In, again, what I imagine is not an experience solely of my own, I steeled the first section rather easily, expecting the soldiers to burst from the wooden blockades along the edges of the area and meeting them with brute force, the crush of wood against flesh, followed by looting those that bore anything and moving on to the next one.  At the giant doors, I went left as is the only way a new player can go, and a message emblazoned on the ground gave a rather cryptic message:  "Beware of an ambush" with a fairly decent rating.  I believed it, and, after a few moments of waiting, figured there was no such thing, at least not right here, and crushed the nearby barrels, hungry for hidden loot.  And it was then that a crossbow bolt to Mikhail's spine lead to his first non-Vanguard death.

That was fine.  Whatever, it was a death, if I'm going to play the game, I have to become immune to these things.  So I got back to the spot of my death with ease and charged down the alleyway, spotting the crossbowman early enough this time.  I circled around up the platform and clubbed his face in, finding a macabre satisfaction in the action and turned that same thirst to the two soldiers in the area.  Well, rather, -one- soldier, as the other unfortunately threw himself down the convenient pit of doom right next to this raised platform.  Entering the building nearby, I moved past the table to engage the soldier that showed up, but the ambusher from behind caught me off-guard and in my haste to try and maneuver myself in prime position to take them both out, I accomplished the exact opposite and met my demise once more.

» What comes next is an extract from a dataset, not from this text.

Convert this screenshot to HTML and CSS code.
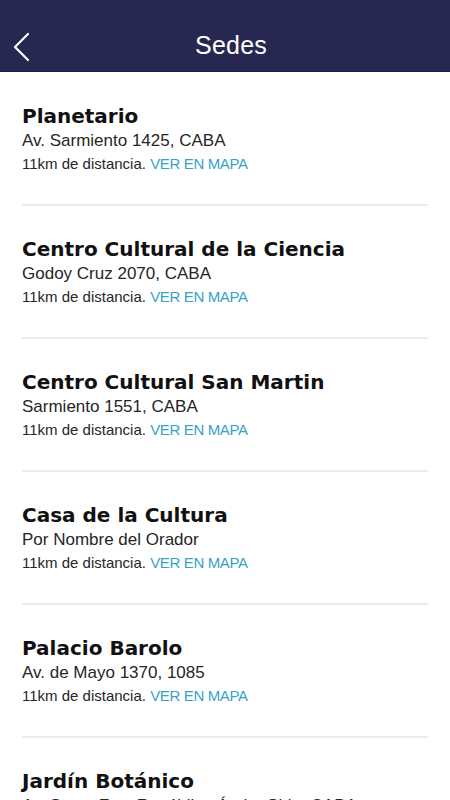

This cycle repeated again and again - I would get further in and die, find my body and get further in, and as I did, my frustration grew.  This wasn't a challenge, this was trial-and-error; throwing yourself off a roof again and again to find where the ground was softest.  Eventually, however, after fighting a knight enemy atop a castled area with catapults and going through the fog beyond, only to die because I stood too close to an exploding barrel that I couldn't see until a thrown firebomb was an inch away from it, this was when I found my breaking point.  Filled with a bloodlust that could not be sated, I rushed the first grunt in the starting area and clubbed him across the face at the tail-end of a charge.....only to have my weapon break.  Unable to do anything beyond use it, which went as well as you can imagine, I died right there as three more grunts sought vengeance for their slain comrade and they found it in my rather untimely death.  Having lost all those souls, including those from killing that Knight-looking fellow twice, I was done.

Infuriated, I turned off the game, and turned to people who knew the game, recanting my tale to them and finding no solace in their words that this was normal.  Already, I knew it was and it offered no amount of comfort, nothing to soothe the pure -rage- at what I saw as design stuck too far in the past.  Because I didn't see it as a challenge, but simply tedious - You go until you die, find your body and use that knowledge to get a little further.  Again, it's not playing, it's merely throwing yourself at a wall until it breaks and it's not fun.  Of course, that was thinking grown out of frustration and I don't really think I consider that to be my final opinion on the game.  In fact, not but half an hour after I quit the game, I felt the urge to get back into it, which I've stemmed since that night, mostly by enjoying Just Cause 2 when that game isn't throwing entire fleets of helicopters down my throat for blowing up a fucking propaganda wagon are you serious I just obliterated two entire military bases and you get pissy when I blow up a van in a town?!  But I will get back into it.  Mikhail's journey is not over, not even close.